When I began a doctoral program at George Fox University, Kate Turabian was once again by my side. The stakes were even higher now, since a dissertation was required to complete the program. Furthermore, the Lead Mentor of the program would be Leonard Sweet. My dissertation was recently defended and has now been archived. Along with the dissertation there have been hundreds of pages of material with thousands of citations. The sources for my writing have come from books, journals, websites, articles, podcasts, movies, dissertations, speeches, emails, and interviews. At each turn, Kate was there to guide me to the right form of citation.
Recently, there’s been a dust-up concerning allegations of plagiarism by a popular author and pastor. I don’t want it to be true. I want to believe that it was just a mistake or an oversight.

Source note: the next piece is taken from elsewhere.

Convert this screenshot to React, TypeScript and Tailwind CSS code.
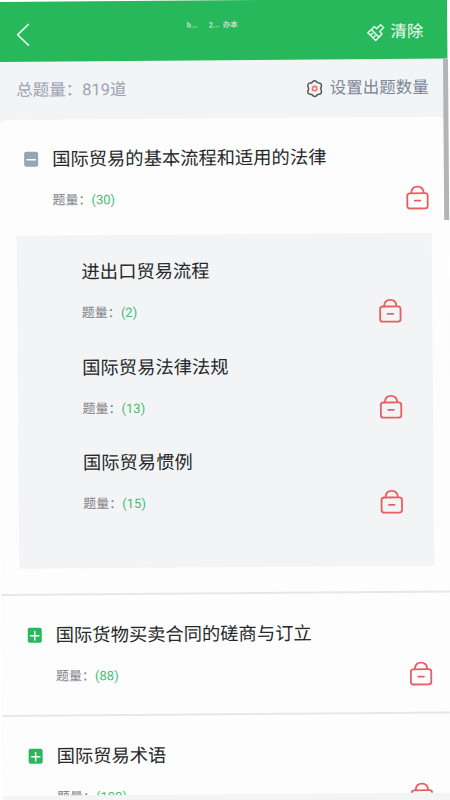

However, Kate Turabian and I have completed enough writing by now for me to understand the relationship between a writer and their sources. It is hard work to research, write, revise, cite, revise, correct, cite, revise, and finally produce a properly cited and formatted written work. Be it a book, article, dissertation, etc…

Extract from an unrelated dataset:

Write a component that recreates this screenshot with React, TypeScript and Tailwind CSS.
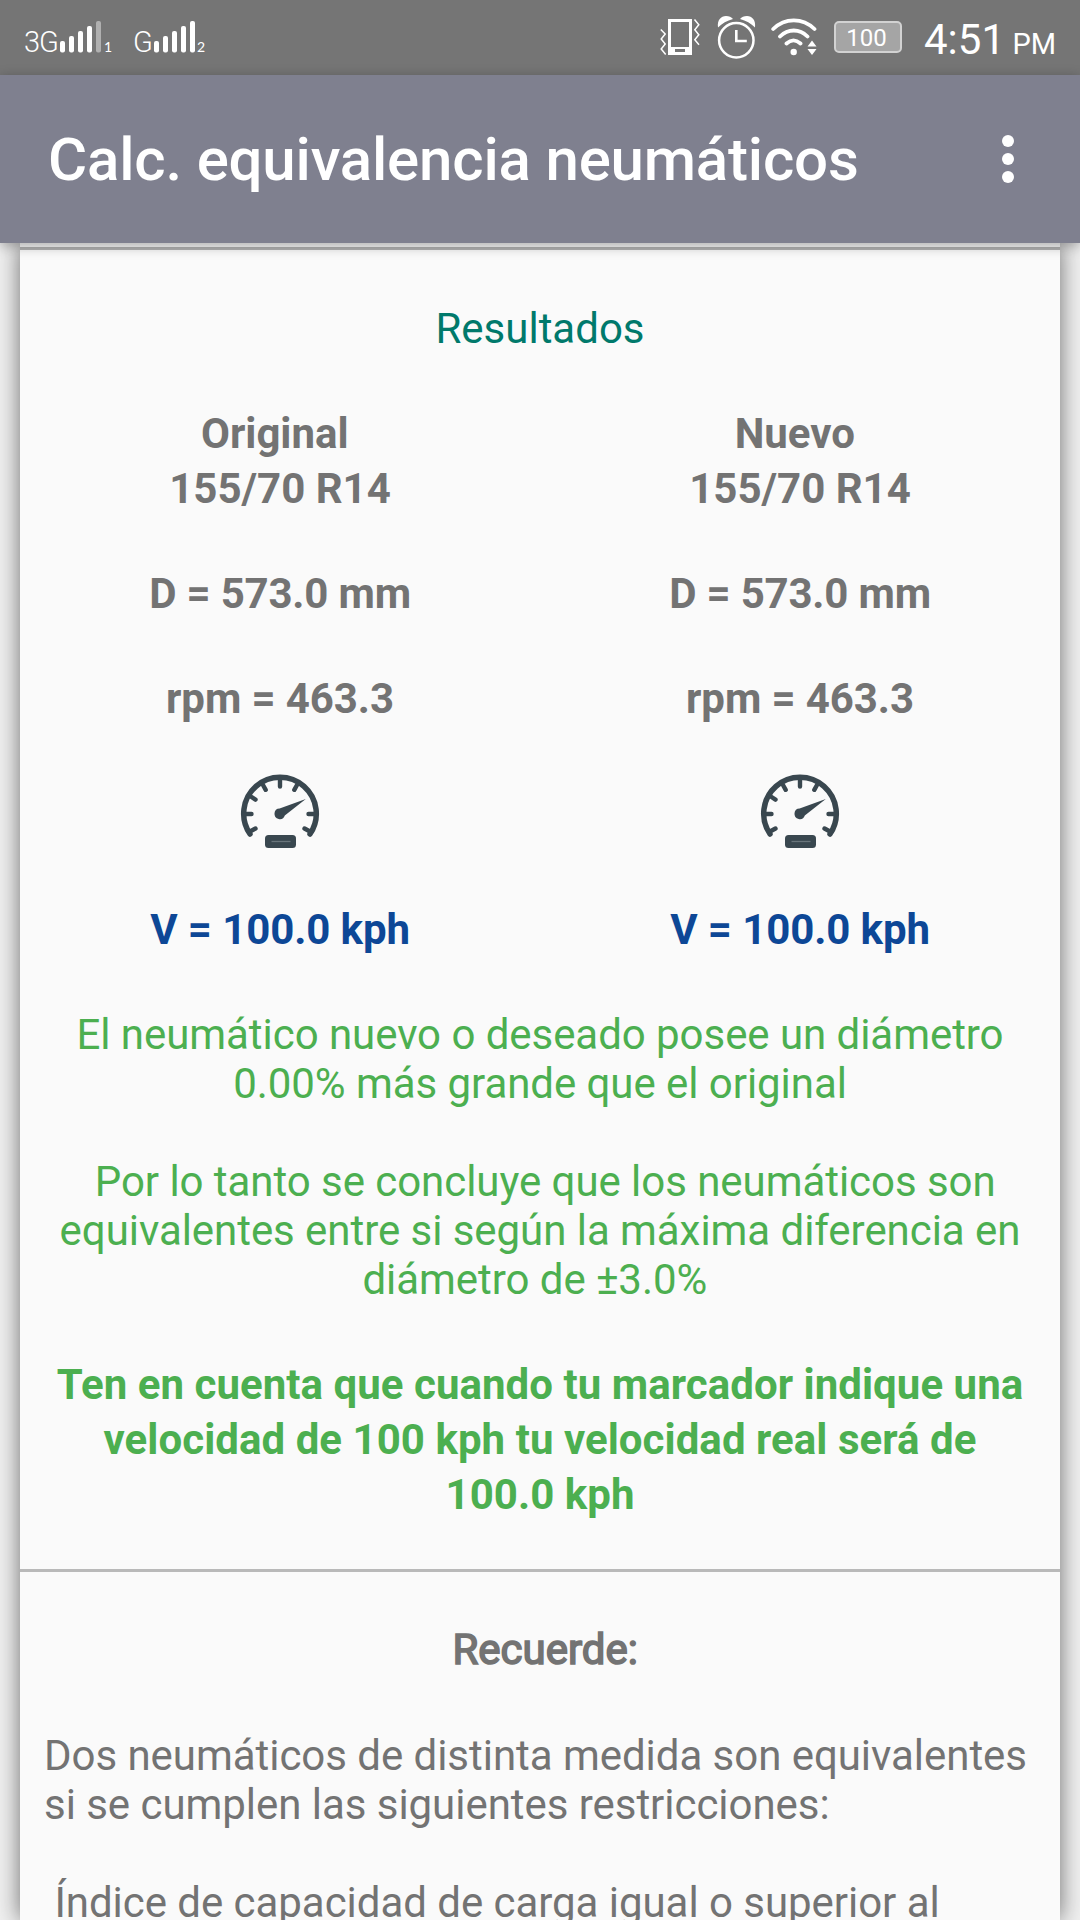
import type { ReactNode } from "react";

type Tyre = {
  title: string;
  size: string;
  diameter: string;
  rpm: string;
  speed: string;
};

const tyres: Tyre[] = [
  { title: "Original\u00a0", size: "155/70 R14", diameter: "D = 573.0 mm", rpm: "rpm = 463.3", speed: "V = 100.0 kph" },
  { title: "Nuevo\u00a0", size: "155/70 R14", diameter: "D = 573.0 mm", rpm: "rpm = 463.3", speed: "V = 100.0 kph" },
];

function SignalBars({ level }: { level: number }) {
  return (
    <svg width="41" height="32" viewBox="0 0 41 32" className="shrink-0">
      {[0, 1, 2, 3, 4].map((i) => (
        <rect
          key={i}
          x={i * 9}
          y={20 - i * 5}
          width="5"
          height={11.5 + i * 5}
          rx="2"
          fill={i < level ? "#fff" : "#b0b0b0"}
        />
      ))}
    </svg>
  );
}

function VibrateIcon() {
  return (
    <svg width="40" height="44" viewBox="0 0 40 44" fill="none" className="shrink-0">
      <path fill="#fff" fillRule="evenodd" d="M8 4h24v36H8zM11 7v25h18V7zM15 34v3h10v-3z" />
      <path stroke="#fff" strokeWidth="1.5" d="M.8 14.5l4.400 4.500-4 5 4 5-4 5 4.500 5.500M34.500 4.500l4.300 5.200-4 5 4 5-4 5 4.200 5" />
    </svg>
  );
}

function AlarmIcon() {
  return (
    <svg width="39" height="44" viewBox="0 0 39 44" fill="none" className="shrink-0">
      <circle cx="19.300" cy="25.300" r="17.200" stroke="#fff" strokeWidth="2.500" />
      <path stroke="#fff" strokeWidth="2.600" d="M19.300 15v11h10.500" />
      <path fill="#fff" d="M1 12.500C0 5 4 1 9 1c3 0 5.500 1.200 7 3C10 5.500 5 8.500 1 12.500zM38 12.500C39 5 35 1 30 1c-3 0-5.500 1.200-7 3 6 1.500 11 4.500 15 8.500z" />
    </svg>
  );
}

function WifiIcon() {
  return (
    <svg width="46" height="44" viewBox="0 0 46 44" fill="none" className="shrink-0">
      <path stroke="#fff" strokeWidth="3.800" strokeLinecap="round" d="M2.200 14C14 2.500 31.500 2.500 43.500 14M9 21.500c8-8 19.500-8 27.500 0M15.500 28.500c4.500-4 9.500-4 14 0" />
      <circle cx="22.700" cy="37" r="3.200" fill="#fff" />
      <path fill="#fff" d="M41 25.500l4.500 6h-9zM41 40l4.500-6h-9z" />
    </svg>
  );
}

function GaugeIcon() {
  return (
    <svg width="80" height="76" viewBox="0 0 80 76" fill="none" stroke="#39474f" className="mx-auto block">
      <path strokeWidth="5.500" strokeLinecap="round" d="M10 60A36.300 36.300 0 1 1 70 60" />
      <path
        strokeWidth="4.400"
        strokeLinecap="round"
        d="M40 5v7.500M23 11l2.700 4.800M57 11l-2.700 4.800M10 22l5.500 3.600M4 40h7.500M76 40h-7.500M10 57.500l5.500-3M70 57.500l-5.500-3"
      />
      <path fill="#39474f" stroke="none" d="M65.800 25L44.800 41.500a5.300 5.300 0 1 1-5.200-7z" />
      <rect x="25" y="61" width="31" height="13" rx="3.500" fill="#39474f" stroke="none" />
      <path stroke="#69757b" strokeWidth="1.300" d="M31.500 67.500h19" />
    </svg>
  );
}

function StatusBar() {
  return (
    <div className="flex h-[75px] items-start bg-[#757575] text-white">
      <span className="mt-[24px] ml-[24px] w-[36px] text-[29px] leading-[36px] font-light tracking-[-1px]">3G</span>
      <div className="mt-[21px]"><SignalBars level={4} /></div>
      <span className="mt-[37px] ml-[3px] w-[29px] font-['Lato'] text-[14px] leading-[20px]">1</span>
      <span className="mt-[24px] w-[20px] text-[29px] leading-[36px] font-light">G</span>
      <div className="mt-[21px] ml-px"><SignalBars level={5} /></div>
      <span className="mt-[37px] ml-[2px] font-['Lato'] text-[14px] leading-[20px]">2</span>

      <div className="mt-[15px] ml-auto flex pr-[17px]">
        <VibrateIcon />
        <div className="mr-[15px] ml-[17px]">
          <AlarmIcon />
        </div>
        <WifiIcon />
      </div>
      <div className="mt-[21px] flex h-8 w-[68px] items-center justify-center rounded-[5px] border-2 border-[#d2d2d2] bg-[#a5a5a5] pt-px pr-[3px] text-[24px] leading-none">
        100
      </div>
      <div className="mt-[15px] ml-[22px] flex w-[156px] items-baseline">
        <span className="text-[42px] leading-[49px]">4:51</span>
        <span className="mr-[24px] ml-auto text-[29px] leading-[34px]">PM</span>
      </div>
    </div>
  );
}

function Toolbar() {
  return (
    <div className="relative z-10 flex h-[168px] items-center justify-between bg-[#7f808f] pr-[66px] pl-12 text-white shadow-[0_3px_12px_rgba(0,0,0,0.32)]">
      <h1 className="pt-[2px] text-[60px] leading-[70px] font-medium tracking-[-0.18px]">Calc. equivalencia neumáticos</h1>
      <svg width="12" height="50" viewBox="0 0 12 50" fill="#fff">
        <circle cx="6" cy="7" r="6" />
        <circle cx="6" cy="25" r="6" />
        <circle cx="6" cy="43" r="6" />
      </svg>
    </div>
  );
}

function TyreColumn({ tyre }: { tyre: Tyre }) {
  return (
    <div className="w-1/2 leading-[55px] font-bold">
      <div>{tyre.title}</div>
      <div>{tyre.size}</div>
      <div className="mt-[50px] tracking-[-0.2px]">{tyre.diameter}</div>
      <div className="mt-[50px] tracking-[-0.1px]">{tyre.rpm}</div>
      <div className="mt-[48px] h-[76px]">
        <GaugeIcon />
      </div>
      <div className="mt-[52px] tracking-[-0.1px] text-[#0d4796]">{tyre.speed}</div>
    </div>
  );
}

function Line({ children }: { children: ReactNode }) {
  return <span className="block whitespace-pre">{children}</span>;
}

export default function App() {
  return (
    <div className="flex h-[1920px] w-[1080px] flex-col overflow-hidden bg-[#f0f0f0] font-['Roboto',sans-serif] text-[42px] leading-[49px] text-[#737373]">
      <StatusBar />
      <Toolbar />

      <main className="mx-5 h-[1677px] bg-[#fafafa] pt-1 text-center shadow-[0_0_22px_rgba(0,0,0,0.55)]">
        <div className="h-[3px] bg-[#b3b3b3]" />

        <section className="pt-[54px]">
          <h2 className="text-[#00796b]">Resultados</h2>
          <div className="mt-[53px] flex">
            {tyres.map((tyre) => (
              <TyreColumn key={tyre.title} tyre={tyre} />
            ))}
          </div>

          <div className="text-[#4caf50]">
            <p className="mt-[53px] tracking-[-0.05px]">
              <Line>El neumático nuevo o deseado posee un diámetro</Line>
              <Line>0.00% más grande que el original</Line>
            </p>
            <p className="mt-[49px] tracking-[-0.05px]">
              <Line> Por lo tanto se concluye que los neumáticos son</Line>
              <Line>equivalentes entre si según la máxima diferencia en</Line>
              <Line>diámetro de ±3.0% </Line>
            </p>
            <p className="mt-[53px] leading-[55px] font-bold tracking-[0.04px]">
              <Line>Ten en cuenta que cuando tu marcador indique una</Line>
              <Line>velocidad de 100 kph tu velocidad real será de</Line>
              <Line>100.0 kph</Line>
            </p>
          </div>
        </section>

        <div className="mt-[47px] h-[3px] bg-[#b9b9b9]" />

        <section className="pt-[50px]">
          {/* lighter than the bold weight: regular glyphs thickened by a stroke */}
          <h2 className="leading-[55px] [-webkit-text-stroke:1.6px_#737373]">&nbsp;Recuerde:</h2>
          <div className="mt-[54px] pl-[24px] text-left tracking-[-0.04px]">
            <Line>Dos neumáticos de distinta medida son equivalentes</Line>
            <Line>si se cumplen las siguientes restricciones:</Line>
            <div className="mt-[49px]">
              <Line> Índice de capacidad de carga igual o superior al</Line>
            </div>
          </div>
        </section>
      </main>
    </div>
  );
}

But it’s harder work to plagiarize. Plagiarism requires a deliberate effort to lift the work of another and claim it as your own. This is why I came to love Kate. She has literally 11 sections that explain in unmistakable detail what plagarism is (2.2.3, 7.9, 7.9.1, 7.9.2, 7.9.3, 7.9.4, 15.1, 15.2, 15.2.1, 15.2.2, 25.1). She makes her instructions on how to create citations so clear, so direct, and so practical that to fail to give proper credit would call for an arrogance, a negligence, or an ignorance that takes a whole lot of work.
My advice? Work smarter, get to know Kate Turabian, and make your own unique contribution to the conversation, or as Oscar Wilde put it, “Be yourself; everyone else is already taken.”
So, for all of your patience and all of your guidance; even when I hated you for it, I say thank you, Kate Turabian!